= What the task requires =
Drop every picture. Then return, exactly, the lines from the beginning of the listing below through the one containing "const boxes = [0, 1, 2, 3, 4, 5];".

--------------------------------------------------

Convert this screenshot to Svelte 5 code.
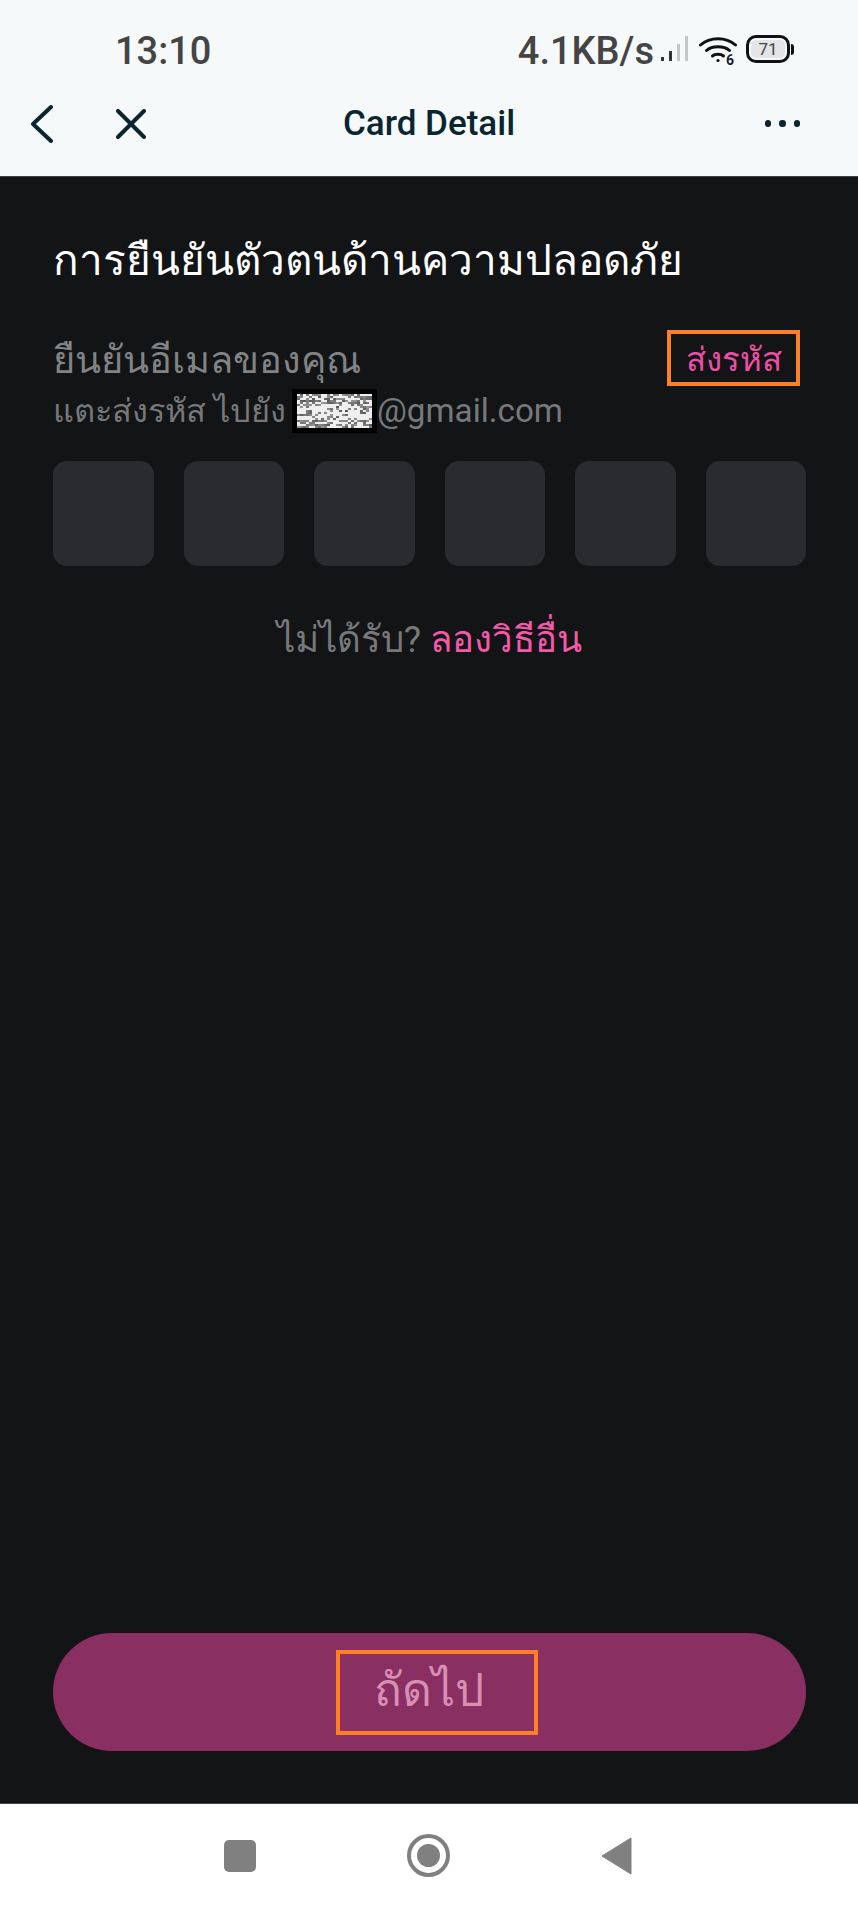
<script>
  const boxes = [0, 1, 2, 3, 4, 5];

  // scrambled block that covers the address
  let seed = 7;
  const rnd = () => (seed = (seed * 16807) % 2147483647) / 2147483647;
  const noise = [];
  for (let y = 0; y < 34; y += 2) {
    for (let x = 0; x < 75; x += 3) {
      const band = y > 10 && y < 26 ? 0.74 : 0.46;
      const v = rnd() < band ? 238 : 90 + Math.floor(rnd() * 60);
      noise.push({ x, y, c: `rgb(${v},${v},${v})` });
    }
  }
</script>

<div class="page">
  <header class="top">
    <div class="status">
      <span class="time">13:10</span>
      <span class="right">
        <span class="speed">4.1KB/s</span>
        <svg class="signal" width="30" height="28" viewBox="0 0 30 28">
          <rect x="1" y="22" width="3" height="4" fill="#333" />
          <rect x="9" y="16" width="3" height="10" fill="#333" />
          <rect x="17" y="9" width="3" height="17" fill="#c4c7c8" />
          <rect x="25" y="1" width="3" height="25" fill="#c4c7c8" />
        </svg>
        <svg class="wifi" width="38" height="36" viewBox="0 0 38 36" fill="none" stroke="#111" stroke-width="3" stroke-linecap="round">
          <path d="M1.5 10 C11 1.5 27 1.5 36.5 10" />
          <path d="M7.5 15.5 C13 10.5 25 10.5 30.5 15.5" />
          <path d="M13.5 21 C16 18.8 22 18.8 24.5 21" />
          <circle cx="19" cy="25.5" r="1.6" fill="#111" stroke="none" />
          <text x="27" y="30" class="wifi-six">6</text>
        </svg>
        <span class="battery"><span class="level">71</span></span>
        <span class="nub"></span>
      </span>
    </div>
    <nav class="bar">
      <div class="nav-left">
        <svg width="24" height="38" viewBox="0 0 24 38" fill="none" stroke="#0a2530" stroke-width="4" stroke-linecap="round" stroke-linejoin="round">
          <path d="M21 2 L3 19 L21 36" />
        </svg>
        <svg width="30" height="30" viewBox="0 0 30 30" fill="none" stroke="#0a2530" stroke-width="4" stroke-linecap="round">
          <path d="M2 2 L28 28 M28 2 L2 28" />
        </svg>
      </div>
      <h1>Card Detail</h1>
      <div class="dots"><i></i><i></i><i></i></div>
    </nav>
  </header>

  <main>
    <h2>การยืนยันตัวตนด้านความปลอดภัย</h2>
    <div class="verify">
      <div class="verify-text">
        <div class="label">ยืนยันอีเมลของคุณ</div>
        <div class="hint">
          <span>แตะส่งรหัส ไปยัง</span>
          <svg class="mask" width="85" height="44" viewBox="0 0 85 44">
            <rect width="85" height="44" fill="#000" />
            <g transform="translate(5 5)">
              {#each noise as n}
                <rect x={n.x} y={n.y} width="3" height="2" fill={n.c} />
              {/each}
            </g>
          </svg>
          <span class="mail">@gmail.com</span>
        </div>
      </div>
      <div class="send">ส่งรหัส</div>
    </div>

    <div class="otp">
      {#each boxes as b (b)}
        <div class="cell"></div>
      {/each}
    </div>

    <p class="other">ไม่ได้รับ? <span>ลองวิธีอื่น</span></p>

    <button class="next"><span>ถัดไป</span></button>
  </main>

  <footer>
    <div class="sq"></div>
    <div class="ring"><div class="dot"></div></div>
    <svg width="32" height="38" viewBox="0 0 32 38"><path d="M30 1 L30 37 L1 19 Z" fill="#808080" stroke="#808080" stroke-width="1" stroke-linejoin="round" /></svg>
  </footer>
</div>

<style>
  :global(body) {
    margin: 0;
    background: #131416;
  }
  .page {
    width: 858px;
    height: 1907px;
    display: flex;
    flex-direction: column;
    font-family: Roboto, "Noto Sans", sans-serif;
  }
  .top {
    height: 177px;
    background: #f5f9fa;
    flex: none;
    border-bottom: 1px solid #444;
    box-sizing: border-box;
  }
  .status {
    display: flex;
    justify-content: space-between;
    align-items: center;
    padding: 28px 64px 0 115px;
    height: 46px;
    color: #444;
    font-size: 38px;
    font-weight: 500;
    line-height: 46px;
  }
  .right {
    display: flex;
    align-items: center;
    gap: 7px;
  }
  .speed {
    margin-right: -1px;
  }
  .signal {
    margin-top: -4px;
  }
  .wifi {
    margin-left: 2px;
    margin-right: 2px;
    margin-top: 3px;
  }
  .wifi-six {
    font-size: 14px;
    font-weight: 700;
    fill: #222;
    stroke: none;
    font-family: Roboto, sans-serif;
  }
  .battery {
    width: 44px;
    height: 28px;
    border: 3px solid #111;
    border-radius: 10px;
    box-sizing: border-box;
    display: flex;
    padding: 2px;
    margin-top: -4px;
  }
  .level {
    flex: 1;
    background: #e3e5e6;
    border-radius: 5px;
    font-size: 17px;
    font-weight: 400;
    line-height: 18px;
    text-align: center;
    color: #444;
  }
  .nub {
    width: 3px;
    height: 11px;
    background: #111;
    border-radius: 0 3px 3px 0;
    margin-left: -6px;
    margin-top: -4px;
  }
  .bar {
    display: grid;
    grid-template-columns: 1fr auto 1fr;
    align-items: center;
    padding: 24px 30px 0 30px;
    height: 52px;
  }
  .nav-left {
    display: flex;
    align-items: center;
    gap: 62px;
  }
  h1 {
    margin: 0;
    font-size: 35px;
    font-weight: 500;
    color: #0a2530;
    line-height: 52px;
  }
  .dots {
    display: flex;
    justify-content: flex-end;
    gap: 8px;
    padding-right: 28px;
    margin-top: -1px;
  }
  .dots i {
    width: 6.5px;
    height: 6.5px;
    border-radius: 50%;
    background: #0a2530;
  }
  main {
    flex: 1;
    display: flex;
    flex-direction: column;
    padding: 59px 52px 52px 53px;
    background: #131416;
    min-height: 0;
  }
  h2 {
    margin: 0;
    font-size: 42.3px;
    line-height: 50px;
    font-weight: 400;
    color: #fff;
  }
  .verify {
    display: flex;
    justify-content: space-between;
    align-items: flex-start;
    margin-top: 44px;
  }
  .label {
    font-size: 38px;
    line-height: 46px;
    color: #828385;
    padding-top: 7px;
  }
  .hint {
    display: flex;
    align-items: center;
    gap: 6px;
    font-size: 32.5px;
    line-height: 44px;
    color: #77787a;
    margin-top: 6px;
  }
  .mask {
    flex: none;
  }
  .mail {
    margin-left: -6px;
    font-size: 33.2px;
  }
  .send {
    border: 4.5px solid #ff7f27;
    width: 133px;
    height: 56px;
    box-sizing: border-box;
    margin-right: 6px;
    text-align: center;
    color: #ee4fa4;
    font-size: 33px;
    line-height: 52px;
  }
  .otp {
    display: flex;
    gap: 30px;
    margin-top: 28px;
  }
  .cell {
    flex: 1;
    height: 105px;
    background: #2a2b2f;
    border-radius: 14px;
  }
  .other {
    margin: 49px 0 0;
    text-align: center;
    font-size: 36.7px;
    line-height: 50px;
    color: #77787a;
  }
  .other span {
    color: #f25aa9;
  }
  .next {
    margin-top: auto;
    height: 118px;
    border: 0;
    border-radius: 59px;
    background: #8a2f61;
    display: flex;
    align-items: center;
    justify-content: center;
    font-family: inherit;
    padding: 0 0 0 15px;
  }
  .next span {
    width: 202px;
    height: 85px;
    box-sizing: border-box;
    border: 4.5px solid #ff7f27;
    color: #d88fb6;
    font-size: 46px;
    line-height: 72px;
    text-align: left;
    padding-left: 34px;
  }
  footer {
    flex: none;
    height: 104px;
    background: #fff;
    display: flex;
    align-items: center;
    box-sizing: border-box;
    padding: 0 0 0 224px;
    gap: 151px;
    border-top: 1px solid #444;
  }
  .sq {
    width: 32px;
    height: 32px;
    background: #808080;
    border-radius: 5px;
  }
  .ring {
    width: 43px;
    height: 43px;
    border: 4px solid #808080;
    border-radius: 50%;
    box-sizing: border-box;
    display: flex;
    align-items: center;
    justify-content: center;
  }
  .dot {
    width: 23px;
    height: 23px;
    background: #808080;
    border-radius: 50%;
  }
</style>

--------------------------------------------------

= Worked answer =
Convert this screenshot to Svelte 5 code.
<script>
  const boxes = [0, 1, 2, 3, 4, 5];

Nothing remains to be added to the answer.